● **SHORT EXERCISE**
The records are to be restated in their entirety, word for word.

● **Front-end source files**
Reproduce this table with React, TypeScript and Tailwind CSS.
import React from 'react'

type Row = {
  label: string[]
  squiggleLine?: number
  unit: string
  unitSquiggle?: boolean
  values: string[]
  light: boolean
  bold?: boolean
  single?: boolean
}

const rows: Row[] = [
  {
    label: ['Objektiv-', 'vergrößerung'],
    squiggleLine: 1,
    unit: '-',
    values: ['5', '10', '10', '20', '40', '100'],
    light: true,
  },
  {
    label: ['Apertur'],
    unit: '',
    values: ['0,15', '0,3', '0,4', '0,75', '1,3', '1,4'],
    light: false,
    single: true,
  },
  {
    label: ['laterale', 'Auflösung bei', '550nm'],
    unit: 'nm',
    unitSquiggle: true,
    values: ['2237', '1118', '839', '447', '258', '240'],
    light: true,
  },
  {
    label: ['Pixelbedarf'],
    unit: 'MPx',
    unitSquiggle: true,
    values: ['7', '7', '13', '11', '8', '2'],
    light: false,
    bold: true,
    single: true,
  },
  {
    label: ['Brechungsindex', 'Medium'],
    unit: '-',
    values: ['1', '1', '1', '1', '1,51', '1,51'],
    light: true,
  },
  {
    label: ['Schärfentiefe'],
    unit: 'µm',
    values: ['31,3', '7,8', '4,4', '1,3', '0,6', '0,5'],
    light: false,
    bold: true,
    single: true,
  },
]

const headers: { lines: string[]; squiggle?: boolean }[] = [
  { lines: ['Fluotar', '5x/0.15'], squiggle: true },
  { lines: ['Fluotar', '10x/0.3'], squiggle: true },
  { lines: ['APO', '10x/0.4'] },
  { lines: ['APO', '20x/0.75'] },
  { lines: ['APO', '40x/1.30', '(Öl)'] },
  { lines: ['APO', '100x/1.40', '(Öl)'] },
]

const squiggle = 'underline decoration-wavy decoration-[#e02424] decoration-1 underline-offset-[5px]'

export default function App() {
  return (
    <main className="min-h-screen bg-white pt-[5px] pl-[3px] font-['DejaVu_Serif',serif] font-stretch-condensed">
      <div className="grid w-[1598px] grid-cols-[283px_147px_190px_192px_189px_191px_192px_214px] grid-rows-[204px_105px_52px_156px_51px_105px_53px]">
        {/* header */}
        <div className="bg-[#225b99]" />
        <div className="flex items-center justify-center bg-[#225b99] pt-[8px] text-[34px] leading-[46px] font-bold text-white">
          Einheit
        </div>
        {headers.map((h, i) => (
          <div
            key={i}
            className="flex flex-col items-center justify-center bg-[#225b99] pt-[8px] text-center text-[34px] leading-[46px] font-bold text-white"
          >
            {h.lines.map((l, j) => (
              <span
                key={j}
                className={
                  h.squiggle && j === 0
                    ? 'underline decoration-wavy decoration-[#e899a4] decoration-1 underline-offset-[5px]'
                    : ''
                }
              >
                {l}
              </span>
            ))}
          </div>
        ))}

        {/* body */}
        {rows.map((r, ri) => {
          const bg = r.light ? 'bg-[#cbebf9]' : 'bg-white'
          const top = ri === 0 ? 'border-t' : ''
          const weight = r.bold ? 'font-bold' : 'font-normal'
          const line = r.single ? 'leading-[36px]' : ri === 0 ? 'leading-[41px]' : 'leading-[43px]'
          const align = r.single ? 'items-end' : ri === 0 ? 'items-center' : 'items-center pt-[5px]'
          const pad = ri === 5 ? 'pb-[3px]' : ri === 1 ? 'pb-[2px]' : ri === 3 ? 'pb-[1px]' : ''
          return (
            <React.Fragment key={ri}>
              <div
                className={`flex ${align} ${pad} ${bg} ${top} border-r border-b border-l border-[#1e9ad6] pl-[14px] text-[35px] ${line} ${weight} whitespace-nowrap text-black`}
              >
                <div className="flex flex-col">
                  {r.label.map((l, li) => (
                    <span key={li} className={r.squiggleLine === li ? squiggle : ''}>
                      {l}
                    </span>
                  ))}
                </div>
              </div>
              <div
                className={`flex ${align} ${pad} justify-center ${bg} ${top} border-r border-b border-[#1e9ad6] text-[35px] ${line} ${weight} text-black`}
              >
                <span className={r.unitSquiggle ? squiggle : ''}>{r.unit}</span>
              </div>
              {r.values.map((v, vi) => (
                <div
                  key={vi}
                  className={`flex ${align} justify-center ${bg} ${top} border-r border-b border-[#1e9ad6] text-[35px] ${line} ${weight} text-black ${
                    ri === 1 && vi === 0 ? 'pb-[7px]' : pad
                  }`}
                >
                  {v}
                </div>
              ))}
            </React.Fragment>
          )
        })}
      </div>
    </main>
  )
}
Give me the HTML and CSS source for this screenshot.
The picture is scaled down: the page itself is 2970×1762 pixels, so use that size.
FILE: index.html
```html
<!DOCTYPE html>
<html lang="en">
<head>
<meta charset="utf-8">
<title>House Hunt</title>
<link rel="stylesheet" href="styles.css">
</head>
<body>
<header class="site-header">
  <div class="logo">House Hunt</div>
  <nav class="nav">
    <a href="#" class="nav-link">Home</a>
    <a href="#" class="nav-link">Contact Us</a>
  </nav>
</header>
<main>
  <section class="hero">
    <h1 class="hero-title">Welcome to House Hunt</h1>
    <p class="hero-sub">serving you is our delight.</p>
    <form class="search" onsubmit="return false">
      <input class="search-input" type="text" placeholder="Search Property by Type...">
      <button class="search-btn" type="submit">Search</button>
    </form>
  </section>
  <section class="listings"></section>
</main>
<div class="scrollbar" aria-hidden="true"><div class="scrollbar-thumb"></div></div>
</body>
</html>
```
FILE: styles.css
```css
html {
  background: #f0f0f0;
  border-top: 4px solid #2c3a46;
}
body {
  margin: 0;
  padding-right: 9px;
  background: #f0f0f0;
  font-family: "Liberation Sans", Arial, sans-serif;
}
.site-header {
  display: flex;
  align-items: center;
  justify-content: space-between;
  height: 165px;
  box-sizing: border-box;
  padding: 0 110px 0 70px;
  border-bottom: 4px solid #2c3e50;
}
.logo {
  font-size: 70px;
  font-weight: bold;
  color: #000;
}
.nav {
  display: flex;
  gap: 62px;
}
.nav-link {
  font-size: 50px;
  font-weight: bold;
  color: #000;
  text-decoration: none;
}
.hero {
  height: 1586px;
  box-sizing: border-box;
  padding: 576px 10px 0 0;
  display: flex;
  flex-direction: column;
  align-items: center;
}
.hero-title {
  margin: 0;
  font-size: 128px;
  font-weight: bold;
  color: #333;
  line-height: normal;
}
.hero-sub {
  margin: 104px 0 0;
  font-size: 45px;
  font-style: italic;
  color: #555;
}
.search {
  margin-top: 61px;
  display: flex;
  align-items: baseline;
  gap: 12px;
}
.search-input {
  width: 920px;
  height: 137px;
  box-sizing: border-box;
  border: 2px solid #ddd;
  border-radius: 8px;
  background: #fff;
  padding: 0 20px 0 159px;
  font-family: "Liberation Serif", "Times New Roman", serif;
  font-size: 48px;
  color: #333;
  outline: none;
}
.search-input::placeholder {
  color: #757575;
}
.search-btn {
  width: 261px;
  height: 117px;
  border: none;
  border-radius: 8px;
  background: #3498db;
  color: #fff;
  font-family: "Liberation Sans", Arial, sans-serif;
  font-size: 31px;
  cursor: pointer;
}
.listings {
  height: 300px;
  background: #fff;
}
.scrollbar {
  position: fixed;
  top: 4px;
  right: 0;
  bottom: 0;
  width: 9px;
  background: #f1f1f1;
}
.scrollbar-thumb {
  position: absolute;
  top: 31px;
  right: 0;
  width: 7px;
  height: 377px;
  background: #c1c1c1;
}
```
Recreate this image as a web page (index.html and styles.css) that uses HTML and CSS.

● **RESPONSE FOR THIS EXERCISE**
Reproduce this table with React, TypeScript and Tailwind CSS.
import React from 'react'

type Row = {
  label: string[]
  squiggleLine?: number
  unit: string
  unitSquiggle?: boolean
  values: string[]
  light: boolean
  bold?: boolean
  single?: boolean
}

const rows: Row[] = [
  {
    label: ['Objektiv-', 'vergrößerung'],
    squiggleLine: 1,
    unit: '-',
    values: ['5', '10', '10', '20', '40', '100'],
    light: true,
  },
  {
    label: ['Apertur'],
    unit: '',
    values: ['0,15', '0,3', '0,4', '0,75', '1,3', '1,4'],
    light: false,
    single: true,
  },
  {
    label: ['laterale', 'Auflösung bei', '550nm'],
    unit: 'nm',
    unitSquiggle: true,
    values: ['2237', '1118', '839', '447', '258', '240'],
    light: true,
  },
  {
    label: ['Pixelbedarf'],
    unit: 'MPx',
    unitSquiggle: true,
    values: ['7', '7', '13', '11', '8', '2'],
    light: false,
    bold: true,
    single: true,
  },
  {
    label: ['Brechungsindex', 'Medium'],
    unit: '-',
    values: ['1', '1', '1', '1', '1,51', '1,51'],
    light: true,
  },
  {
    label: ['Schärfentiefe'],
    unit: 'µm',
    values: ['31,3', '7,8', '4,4', '1,3', '0,6', '0,5'],
    light: false,
    bold: true,
    single: true,
  },
]

const headers: { lines: string[]; squiggle?: boolean }[] = [
  { lines: ['Fluotar', '5x/0.15'], squiggle: true },
  { lines: ['Fluotar', '10x/0.3'], squiggle: true },
  { lines: ['APO', '10x/0.4'] },
  { lines: ['APO', '20x/0.75'] },
  { lines: ['APO', '40x/1.30', '(Öl)'] },
  { lines: ['APO', '100x/1.40', '(Öl)'] },
]

const squiggle = 'underline decoration-wavy decoration-[#e02424] decoration-1 underline-offset-[5px]'

export default function App() {
  return (
    <main className="min-h-screen bg-white pt-[5px] pl-[3px] font-['DejaVu_Serif',serif] font-stretch-condensed">
      <div className="grid w-[1598px] grid-cols-[283px_147px_190px_192px_189px_191px_192px_214px] grid-rows-[204px_105px_52px_156px_51px_105px_53px]">
        {/* header */}
        <div className="bg-[#225b99]" />
        <div className="flex items-center justify-center bg-[#225b99] pt-[8px] text-[34px] leading-[46px] font-bold text-white">
          Einheit
        </div>
        {headers.map((h, i) => (
          <div
            key={i}
            className="flex flex-col items-center justify-center bg-[#225b99] pt-[8px] text-center text-[34px] leading-[46px] font-bold text-white"
          >
            {h.lines.map((l, j) => (
              <span
                key={j}
                className={
                  h.squiggle && j === 0
                    ? 'underline decoration-wavy decoration-[#e899a4] decoration-1 underline-offset-[5px]'
                    : ''
                }
              >
                {l}
              </span>
            ))}
          </div>
        ))}

        {/* body */}
        {rows.map((r, ri) => {
          const bg = r.light ? 'bg-[#cbebf9]' : 'bg-white'
          const top = ri === 0 ? 'border-t' : ''
          const weight = r.bold ? 'font-bold' : 'font-normal'
          const line = r.single ? 'leading-[36px]' : ri === 0 ? 'leading-[41px]' : 'leading-[43px]'
          const align = r.single ? 'items-end' : ri === 0 ? 'items-center' : 'items-center pt-[5px]'
          const pad = ri === 5 ? 'pb-[3px]' : ri === 1 ? 'pb-[2px]' : ri === 3 ? 'pb-[1px]' : ''
          return (
            <React.Fragment key={ri}>
              <div
                className={`flex ${align} ${pad} ${bg} ${top} border-r border-b border-l border-[#1e9ad6] pl-[14px] text-[35px] ${line} ${weight} whitespace-nowrap text-black`}
              >
                <div className="flex flex-col">
                  {r.label.map((l, li) => (
                    <span key={li} className={r.squiggleLine === li ? squiggle : ''}>
                      {l}
                    </span>
                  ))}
                </div>
              </div>
              <div
                className={`flex ${align} ${pad} justify-center ${bg} ${top} border-r border-b border-[#1e9ad6] text-[35px] ${line} ${weight} text-black`}
              >
                <span className={r.unitSquiggle ? squiggle : ''}>{r.unit}</span>
              </div>
              {r.values.map((v, vi) => (
                <div
                  key={vi}
                  className={`flex ${align} justify-center ${bg} ${top} border-r border-b border-[#1e9ad6] text-[35px] ${line} ${weight} text-black ${
                    ri === 1 && vi === 0 ? 'pb-[7px]' : pad
                  }`}
                >
                  {v}
                </div>
              ))}
            </React.Fragment>
          )
        })}
      </div>
    </main>
  )
}
Give me the HTML and CSS source for this screenshot.
The picture is scaled down: the page itself is 2970×1762 pixels, so use that size.
FILE: index.html
```html
<!DOCTYPE html>
<html lang="en">
<head>
<meta charset="utf-8">
<title>House Hunt</title>
<link rel="stylesheet" href="styles.css">
</head>
<body>
<header class="site-header">
  <div class="logo">House Hunt</div>
  <nav class="nav">
    <a href="#" class="nav-link">Home</a>
    <a href="#" class="nav-link">Contact Us</a>
  </nav>
</header>
<main>
  <section class="hero">
    <h1 class="hero-title">Welcome to House Hunt</h1>
    <p class="hero-sub">serving you is our delight.</p>
    <form class="search" onsubmit="return false">
      <input class="search-input" type="text" placeholder="Search Property by Type...">
      <button class="search-btn" type="submit">Search</button>
    </form>
  </section>
  <section class="listings"></section>
</main>
<div class="scrollbar" aria-hidden="true"><div class="scrollbar-thumb"></div></div>
</body>
</html>
```
FILE: styles.css
```css
html {
  background: #f0f0f0;
  border-top: 4px solid #2c3a46;
}
body {
  margin: 0;
  padding-right: 9px;
  background: #f0f0f0;
  font-family: "Liberation Sans", Arial, sans-serif;
}
.site-header {
  display: flex;
  align-items: center;
  justify-content: space-between;
  height: 165px;
  box-sizing: border-box;
  padding: 0 110px 0 70px;
  border-bottom: 4px solid #2c3e50;
}
.logo {
  font-size: 70px;
  font-weight: bold;
  color: #000;
}
.nav {
  display: flex;
  gap: 62px;
}
.nav-link {
  font-size: 50px;
  font-weight: bold;
  color: #000;
  text-decoration: none;
}
.hero {
  height: 1586px;
  box-sizing: border-box;
  padding: 576px 10px 0 0;
  display: flex;
  flex-direction: column;
  align-items: center;
}
.hero-title {
  margin: 0;
  font-size: 128px;
  font-weight: bold;
  color: #333;
  line-height: normal;
}
.hero-sub {
  margin: 104px 0 0;
  font-size: 45px;
  font-style: italic;
  color: #555;
}
.search {
  margin-top: 61px;
  display: flex;
  align-items: baseline;
  gap: 12px;
}
.search-input {
  width: 920px;
  height: 137px;
  box-sizing: border-box;
  border: 2px solid #ddd;
  border-radius: 8px;
  background: #fff;
  padding: 0 20px 0 159px;
  font-family: "Liberation Serif", "Times New Roman", serif;
  font-size: 48px;
  color: #333;
  outline: none;
}
.search-input::placeholder {
  color: #757575;
}
.search-btn {
  width: 261px;
  height: 117px;
  border: none;
  border-radius: 8px;
  background: #3498db;
  color: #fff;
  font-family: "Liberation Sans", Arial, sans-serif;
  font-size: 31px;
  cursor: pointer;
}
.listings {
  height: 300px;
  background: #fff;
}
.scrollbar {
  position: fixed;
  top: 4px;
  right: 0;
  bottom: 0;
  width: 9px;
  background: #f1f1f1;
}
.scrollbar-thumb {
  position: absolute;
  top: 31px;
  right: 0;
  width: 7px;
  height: 377px;
  background: #c1c1c1;
}
```
Recreate this image as a web page (index.html and styles.css) that uses HTML and CSS.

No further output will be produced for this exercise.